I Am Becoming My Grandfather

By Vickilane

"Take some of these tangerines with you," I found myself saying as Claui and Josie were going out the door after lunch last Friday. They and Justin were heading out to spend the weekend with friends several hours away and suddenly I found myself channeling my grandfather Hudy.

When my boys were young and we would go to Tampa to visit family, on our departure, Hudy always pressed into our hands packages of store-bought cookies or a bag of grapefruit from a tree in his yard. And he would invariably exhort us to drive carefully because we were "carrying precious cargo."
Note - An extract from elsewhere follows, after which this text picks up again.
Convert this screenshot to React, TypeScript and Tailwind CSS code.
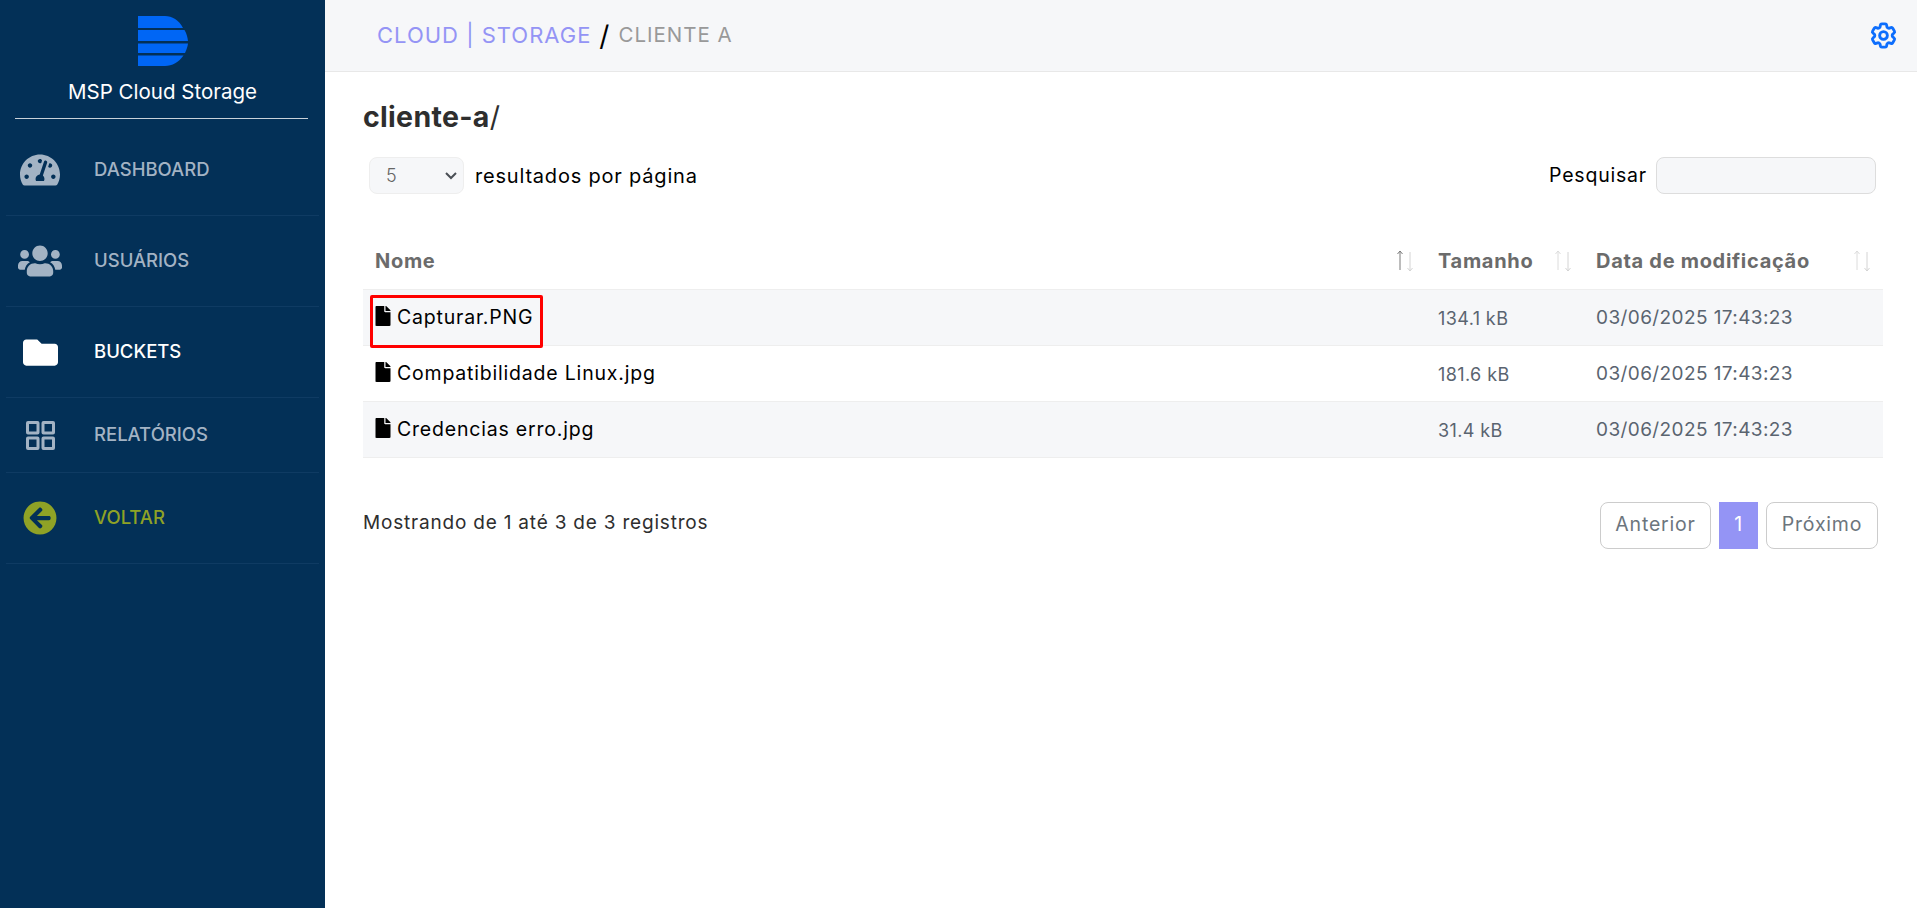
import React from 'react';
import { FaTachometerAlt, FaUsers, FaFolder, FaArrowCircleLeft, FaFile } from 'react-icons/fa';
import { HiOutlineCog6Tooth } from 'react-icons/hi2';

const SortArrows: React.FC<{ active?: boolean }> = ({ active }) => (
  <svg width="18" height="21" viewBox="0 0 18 21" fill="none" strokeWidth="1" className="block">
    <path d="M4 20V1M1.5 4L4 1l2.5 3" stroke={active ? '#7a7a7a' : '#dcdcdc'} transform="translate(0 -1)" />
    <path d="M14 1v19M11.500 17l2.500 3 2.500-3" stroke="#d4d4d4" />
  </svg>
);

const GridIcon = () => (
  <svg width="29" height="29" viewBox="0 0 29 29" fill="none" stroke="currentColor" strokeWidth="3">
    <rect x="1.500" y="1.500" width="10.500" height="10.500" rx="0.5" />
    <rect x="17" y="1.500" width="10.500" height="10.500" rx="0.5" />
    <rect x="1.500" y="17" width="10.500" height="10.500" rx="0.5" />
    <rect x="17" y="17" width="10.500" height="10.500" rx="0.5" />
  </svg>
);

const Logo = () => (
  <svg width="50" height="50" viewBox="0 0 50 50">
    <path d="M0 0H27C34 0 41 4 45 12H0Z" fill="#0066f5" />
    <path d="M0 14H46.500C48.500 17 49.500 21 50 25H0Z" fill="#0066f5" />
    <path d="M0 27.500H50C49.500 31 48.500 33.500 47 37H0Z" fill="#0066f5" />
    <path d="M0 39.500H45.500C41 46 34 50 27 50H0Z" fill="#0066f5" />
  </svg>
);

const navItems = [
  { label: 'DASHBOARD', icon: <FaTachometerAlt size={40} />, text: 'text-[#a3b3c4]', h: 'h-[97px] pt-[5px]' },
  { label: 'USUÁRIOS', icon: <FaUsers size={44} />, text: 'text-[#a3b3c4]', h: 'h-[91px]' },
  { label: 'BUCKETS', icon: <FaFolder size={35} />, text: 'text-white', h: 'h-[91px]' },
  { label: 'RELATÓRIOS', icon: <GridIcon />, text: 'text-[#a3b3c4]', h: 'h-[75px]' },
  { label: 'VOLTAR', icon: <FaArrowCircleLeft size={34} />, text: 'text-[#8fa226]', h: 'h-[91px]' },
];

const files = [
  { name: 'Capturar.PNG', size: '134.1 kB', marked: true },
  { name: 'Compatibilidade Linux.jpg', size: '181.6 kB' },
  { name: 'Credencias erro.jpg', size: '31.4 kB' },
];

const App: React.FC = () => {
  return (
    <div className="flex min-h-[908px] bg-white font-['Inter','Liberation_Sans',sans-serif] text-[19.5px] tracking-[0.8px]">
      {/* Sidebar */}
      <aside className="w-[325px] shrink-0 bg-[#033057] tracking-normal">
        <div className="flex flex-col items-center pt-4">
          <Logo />
          <div className="mt-[12px] text-[20.5px] leading-7 text-white">MSP Cloud Storage</div>
          <div className="mt-[12px] -ml-[2px] h-px w-[293px] bg-[#c9d1d9]" />
        </div>
        <nav className="px-[6px]">
          {navItems.map((item) => (
            <div key={item.label} className={`flex items-center border-b border-[#0f3b63] ${item.h} ${item.text}`}>
              <div className="flex w-[68px] shrink-0 justify-center">{item.icon}</div>
              <span className="ml-[20px] text-[18.5px] font-medium">{item.label}</span>
            </div>
          ))}
        </nav>
      </aside>

      {/* Main */}
      <main className="min-w-0 flex-1">
        <header className="flex h-[72px] items-center justify-between border-b border-[#e8e8e8] bg-[#f6f7f9] pl-[52px] pr-[18px]">
          <div className="flex items-center tracking-[1px]">
            <span className="text-[22px] text-[#9494f5]">CLOUD | STORAGE</span>
            <span className="mx-2 text-[28px] leading-none text-black">/</span>
            <span className="text-[20.5px] text-[#999999]">CLIENTE A</span>
          </div>
          <HiOutlineCog6Tooth size={31} strokeWidth={2.2} className="text-[#0d6efd]" />
        </header>

        <div className="pl-[38px] pr-[34px]">
          <h1 className="mt-[27px] text-[28.5px] leading-9 font-bold tracking-[0.3px] text-[#2e2e2e]">
            cliente-a<span className="font-normal">/</span>
          </h1>

          <div className="mt-[22px] flex items-center justify-between pl-[6px] pr-[7px]">
            <div className="flex items-center gap-[11px]">
              <div className="flex h-[37px] w-[95px] items-center justify-between rounded-lg border border-[#eeeeee] bg-[#f6f7f9] pl-4 pr-[6px] text-[18px] font-light tracking-normal text-[#666666]">
                5
                <svg width="12" height="8" viewBox="0 0 12 8" fill="none" stroke="#4a4f55" strokeWidth="2">
                  <path d="M1 1l5 5 5-5" />
                </svg>
              </div>
              <span className="text-[20px] text-black">resultados por página</span>
            </div>
            <div className="flex items-center gap-[9px]">
              <span className="text-black">Pesquisar</span>
              <input className="h-[37px] w-[220px] rounded-lg border border-[#dddddd] bg-[#f6f7f9]" />
            </div>
          </div>

          <table className="mt-[37px] w-full table-fixed border-collapse">
            <colgroup>
              <col />
              <col className="w-[158px]" />
              <col className="w-[299px]" />
            </colgroup>
            <thead>
              <tr className="h-[58px] border-b border-[#eeeeee] text-left text-[20px] font-bold tracking-[0.7px] text-[#6b6b6b]">
                <th className="px-3 pt-[3px]">
                  <div className="flex items-center justify-between">
                    Nome
                    <SortArrows active />
                  </div>
                </th>
                <th className="px-3 pt-[3px]">
                  <div className="flex items-center justify-between">
                    Tamanho
                    <SortArrows />
                  </div>
                </th>
                <th className="px-3 pt-[3px]">
                  <div className="flex items-center justify-between">
                    Data de modificação
                    <SortArrows />
                  </div>
                </th>
              </tr>
            </thead>
            <tbody>
              {files.map((file, i) => (
                <tr key={file.name} className={`h-[56px] border-b border-[#eeeeee] ${i % 2 === 0 ? 'bg-[#f6f7f9]' : 'bg-white'}`}>
                  <td className="relative pl-3">
                    {file.marked && (
                      <div className="absolute left-[7px] top-[5px] h-[53px] w-[173px] rounded-[2px] border-[3px] border-[#ff0000]" />
                    )}
                    <div className="flex items-center gap-[4.5px] pt-[2px] text-black">
                      <FaFile size={20} className="-ml-[2.5px] -mt-[4px] shrink-0" />
                      {file.name}
                    </div>
                  </td>
                  <td className="px-3 pt-[2px] text-[18px] tracking-[0.4px] text-[#5a6470]">{file.size}</td>
                  <td className="px-3 pt-[2px] text-[19px] tracking-[0.4px] text-[#5a6470]">03/06/2025 17:43:23</td>
                </tr>
              ))}
            </tbody>
          </table>

          <div className="mt-[44px] flex items-start justify-between">
            <span className="pt-[7px] text-[19px] tracking-[0.8px] text-[#2e2e2e]">Mostrando de 1 até 3 de 3 registros</span>
            <div className="mr-[5px] flex items-center gap-2 text-[#6c757d]">
              <button className="h-[47px] w-[111px] rounded-lg border border-[#cccccc] bg-white">Anterior</button>
              <button className="h-[47px] w-[39px] bg-[#9494f5] text-white">1</button>
              <button className="h-[47px] w-[112px] rounded-lg border border-[#cccccc] bg-white">Próximo</button>
            </div>
          </div>
        </div>
      </main>
    </div>
  );
};

export default App;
I know now exactly how he felt. 

Though I did refrain from the precious cargo line, as to me it implies  that the parents aren't as precious. A little like those Baby on Board signs that used to be so popular.  "Oh, you have a baby in the car; well, then, I guess I won't sideswipe you and run you off the road as one does."

I digress.

The mental picture of my grandparents -- probably in their eighties at the time-- standing in their driveway and waving us goodbye almost breaks my heart. I know they were saddened by our moving so far away but they never reproached us. Indeed, they seemed to understand our longing for a simpler life-- the sort of life they'd left behind when they moved from rural Alabama to Florida. 

And now that Josie has wound herself so tightly into our hearts, the thought of seeing her only a few times a year, as was the case with my grandparents and our boys, is utterly unimaginable. Even watching her leave the farm for a weekend is a bit of a heart tug.

Those tangerines. Were they an unconscious attempt to send something of us with the young uns? A symbolic bond. Don't forget us when you go away. And be sure to come back. 

I have no idea-- it was only as Claui and Josie went down the front porch steps and I stood there waving that I realized I'd become my grandfather.